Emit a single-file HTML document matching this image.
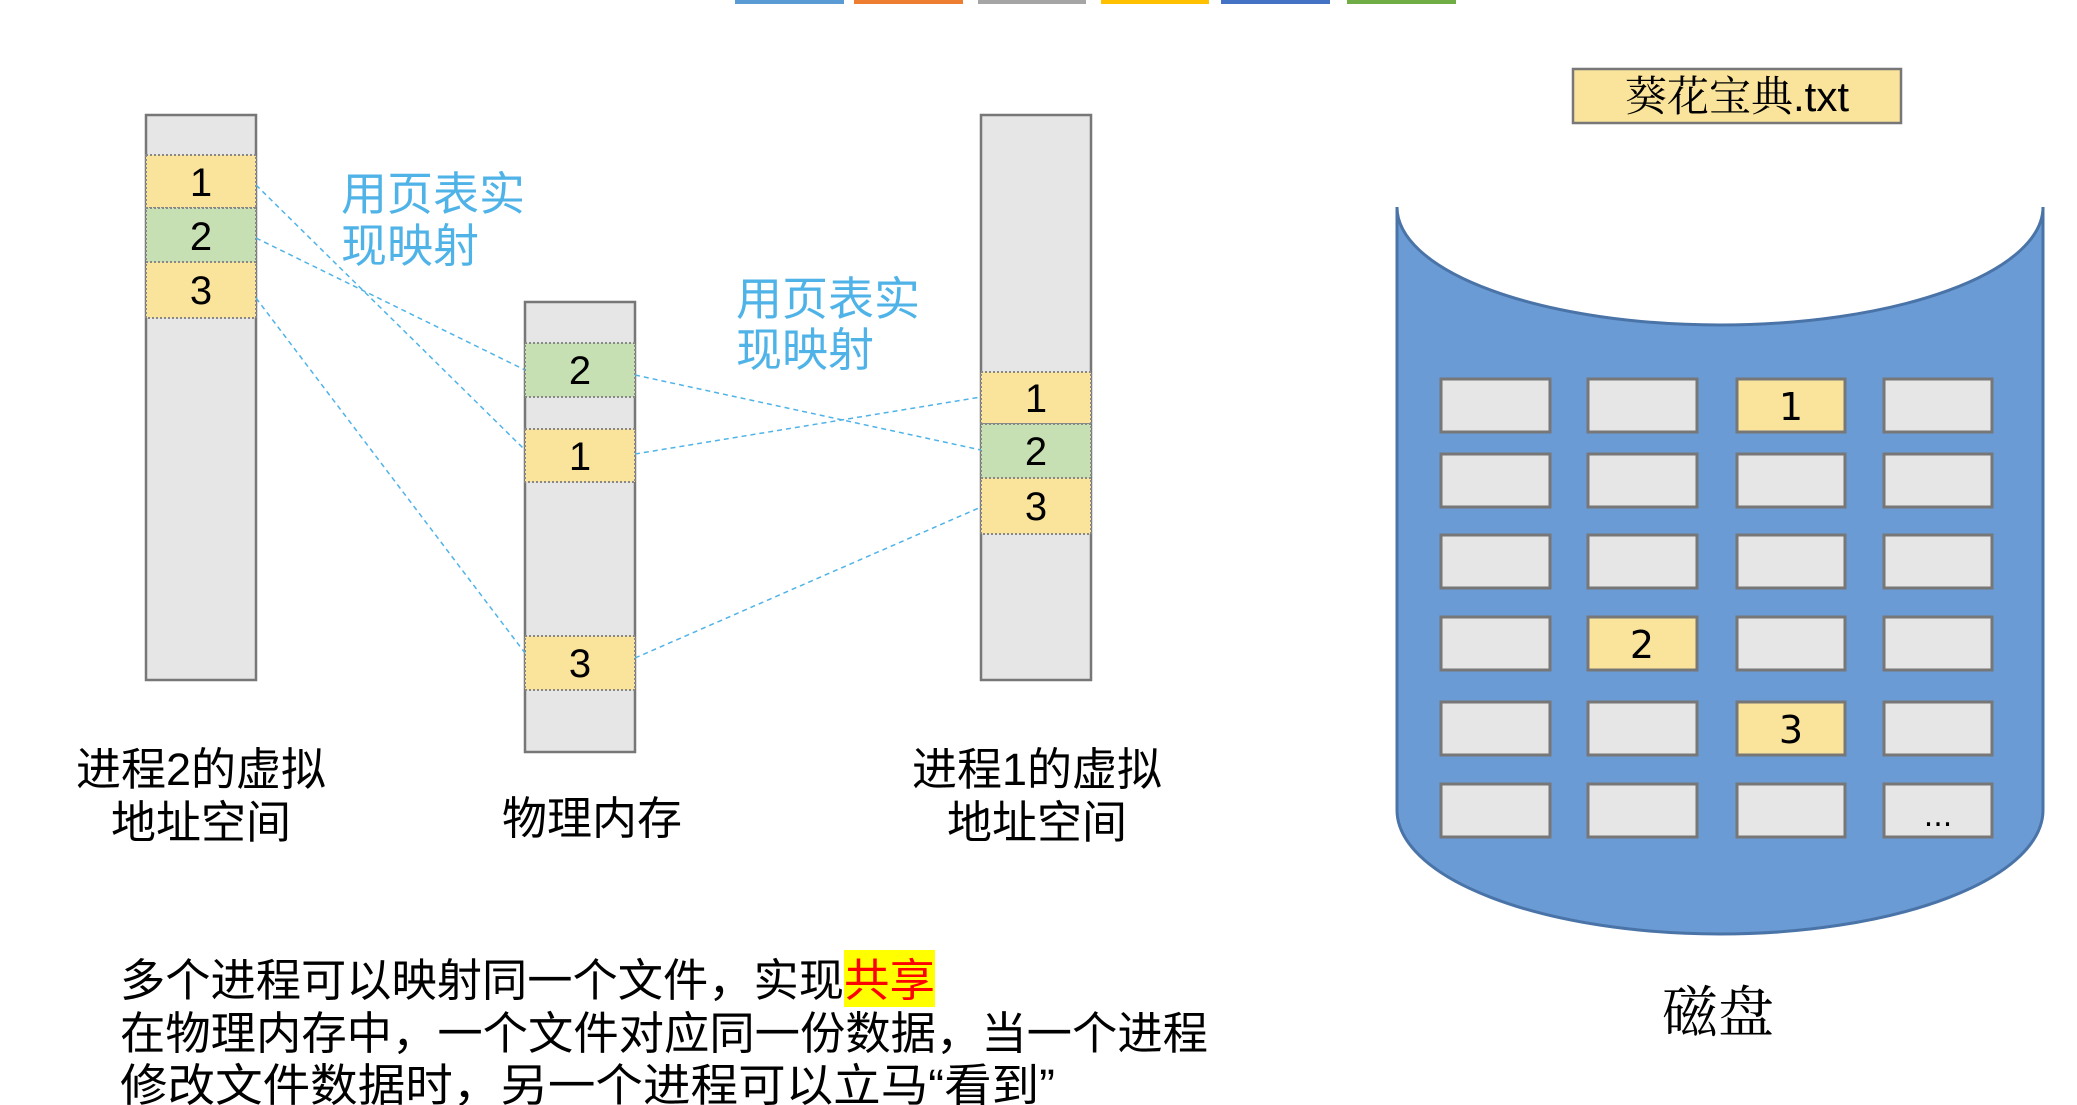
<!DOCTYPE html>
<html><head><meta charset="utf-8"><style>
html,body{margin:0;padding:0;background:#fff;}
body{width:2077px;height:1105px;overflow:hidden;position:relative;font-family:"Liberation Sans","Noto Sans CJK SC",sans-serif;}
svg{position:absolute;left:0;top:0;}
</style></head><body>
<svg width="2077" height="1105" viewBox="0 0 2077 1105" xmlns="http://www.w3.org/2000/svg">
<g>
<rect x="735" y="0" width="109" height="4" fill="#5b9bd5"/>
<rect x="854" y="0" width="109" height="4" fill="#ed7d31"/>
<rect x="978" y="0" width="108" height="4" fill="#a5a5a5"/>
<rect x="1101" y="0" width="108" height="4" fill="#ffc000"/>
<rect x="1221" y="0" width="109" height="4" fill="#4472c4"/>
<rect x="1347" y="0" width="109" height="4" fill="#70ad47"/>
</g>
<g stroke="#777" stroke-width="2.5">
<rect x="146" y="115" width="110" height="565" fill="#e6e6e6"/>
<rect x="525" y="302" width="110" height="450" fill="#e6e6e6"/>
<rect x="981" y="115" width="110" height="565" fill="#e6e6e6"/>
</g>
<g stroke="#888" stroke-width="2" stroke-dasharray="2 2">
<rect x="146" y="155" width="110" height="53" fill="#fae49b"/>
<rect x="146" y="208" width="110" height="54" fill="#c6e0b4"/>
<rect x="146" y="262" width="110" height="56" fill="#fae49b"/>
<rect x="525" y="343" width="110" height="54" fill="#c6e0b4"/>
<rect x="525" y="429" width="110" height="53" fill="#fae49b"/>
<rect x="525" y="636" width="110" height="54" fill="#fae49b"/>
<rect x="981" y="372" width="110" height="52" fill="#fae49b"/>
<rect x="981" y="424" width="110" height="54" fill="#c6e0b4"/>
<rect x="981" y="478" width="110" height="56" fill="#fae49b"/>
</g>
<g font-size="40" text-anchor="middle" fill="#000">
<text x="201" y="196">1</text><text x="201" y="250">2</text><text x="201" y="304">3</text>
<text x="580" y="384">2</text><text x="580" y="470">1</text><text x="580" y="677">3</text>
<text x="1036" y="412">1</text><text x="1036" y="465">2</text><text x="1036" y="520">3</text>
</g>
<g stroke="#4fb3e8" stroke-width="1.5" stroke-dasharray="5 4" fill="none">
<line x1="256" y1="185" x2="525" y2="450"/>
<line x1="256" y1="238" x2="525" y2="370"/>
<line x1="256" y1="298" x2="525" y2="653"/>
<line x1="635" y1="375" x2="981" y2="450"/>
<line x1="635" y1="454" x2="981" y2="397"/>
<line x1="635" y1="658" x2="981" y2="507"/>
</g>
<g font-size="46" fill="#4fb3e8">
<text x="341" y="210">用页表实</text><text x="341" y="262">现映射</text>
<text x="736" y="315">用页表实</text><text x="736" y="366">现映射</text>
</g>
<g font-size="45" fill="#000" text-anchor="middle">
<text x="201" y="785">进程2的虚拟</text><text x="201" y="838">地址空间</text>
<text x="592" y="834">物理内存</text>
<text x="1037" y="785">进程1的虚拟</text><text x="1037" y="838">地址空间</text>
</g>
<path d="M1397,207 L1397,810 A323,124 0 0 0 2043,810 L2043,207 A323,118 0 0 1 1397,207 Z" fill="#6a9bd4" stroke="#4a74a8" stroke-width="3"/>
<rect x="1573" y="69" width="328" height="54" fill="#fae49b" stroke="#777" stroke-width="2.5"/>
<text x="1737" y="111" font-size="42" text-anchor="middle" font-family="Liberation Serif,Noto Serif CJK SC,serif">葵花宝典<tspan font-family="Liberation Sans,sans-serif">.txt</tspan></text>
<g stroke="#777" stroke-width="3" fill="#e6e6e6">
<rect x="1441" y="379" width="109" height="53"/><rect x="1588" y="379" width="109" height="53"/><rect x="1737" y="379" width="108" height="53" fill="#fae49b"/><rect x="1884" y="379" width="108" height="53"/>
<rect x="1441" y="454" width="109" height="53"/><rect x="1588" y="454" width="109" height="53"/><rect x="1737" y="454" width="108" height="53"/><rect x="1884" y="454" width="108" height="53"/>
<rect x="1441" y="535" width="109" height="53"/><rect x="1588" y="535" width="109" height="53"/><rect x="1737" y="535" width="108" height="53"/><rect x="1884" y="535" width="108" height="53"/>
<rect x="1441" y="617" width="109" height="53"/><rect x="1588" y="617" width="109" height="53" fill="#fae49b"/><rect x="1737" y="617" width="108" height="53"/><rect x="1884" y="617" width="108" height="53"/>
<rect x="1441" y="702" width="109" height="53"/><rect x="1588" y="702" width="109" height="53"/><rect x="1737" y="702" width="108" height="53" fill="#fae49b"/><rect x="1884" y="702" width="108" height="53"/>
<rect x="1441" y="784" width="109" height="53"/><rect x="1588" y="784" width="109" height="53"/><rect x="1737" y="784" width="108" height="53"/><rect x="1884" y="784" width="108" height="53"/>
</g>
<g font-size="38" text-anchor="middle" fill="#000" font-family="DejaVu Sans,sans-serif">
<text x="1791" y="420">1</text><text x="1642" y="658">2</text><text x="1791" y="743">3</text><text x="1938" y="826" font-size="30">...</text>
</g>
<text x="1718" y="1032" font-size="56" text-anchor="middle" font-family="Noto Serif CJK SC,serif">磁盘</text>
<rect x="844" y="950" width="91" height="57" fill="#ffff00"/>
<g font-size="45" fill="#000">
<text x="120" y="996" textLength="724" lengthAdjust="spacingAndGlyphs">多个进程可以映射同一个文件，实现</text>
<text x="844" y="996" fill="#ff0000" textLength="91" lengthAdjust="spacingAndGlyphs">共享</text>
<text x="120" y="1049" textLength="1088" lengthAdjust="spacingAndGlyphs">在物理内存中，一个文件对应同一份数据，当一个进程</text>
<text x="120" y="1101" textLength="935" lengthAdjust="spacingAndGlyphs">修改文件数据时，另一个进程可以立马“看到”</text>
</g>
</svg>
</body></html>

——————————

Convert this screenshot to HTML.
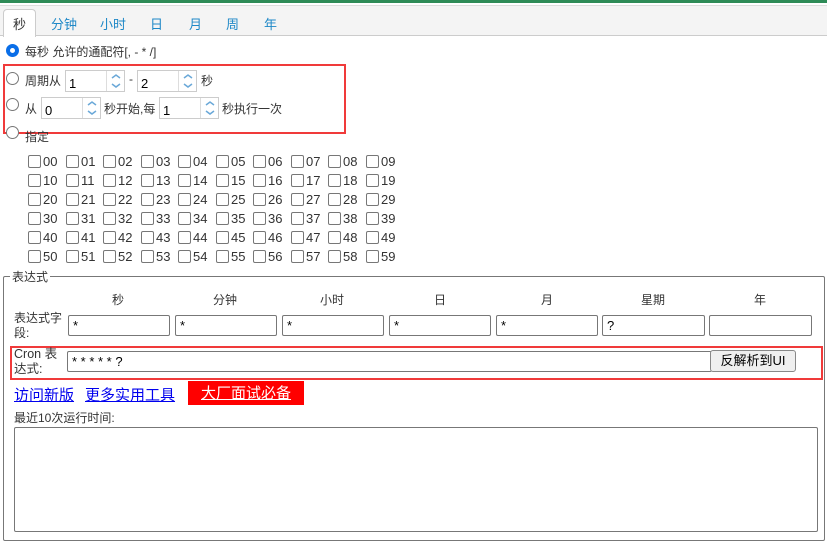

——————————

• _Exercise objective_:
Search the data for the string "this" and copy each line where it appears.

• _Problem solution_:
Emit a single-file HTML document matching this image.
Convert this screenshot to HTML.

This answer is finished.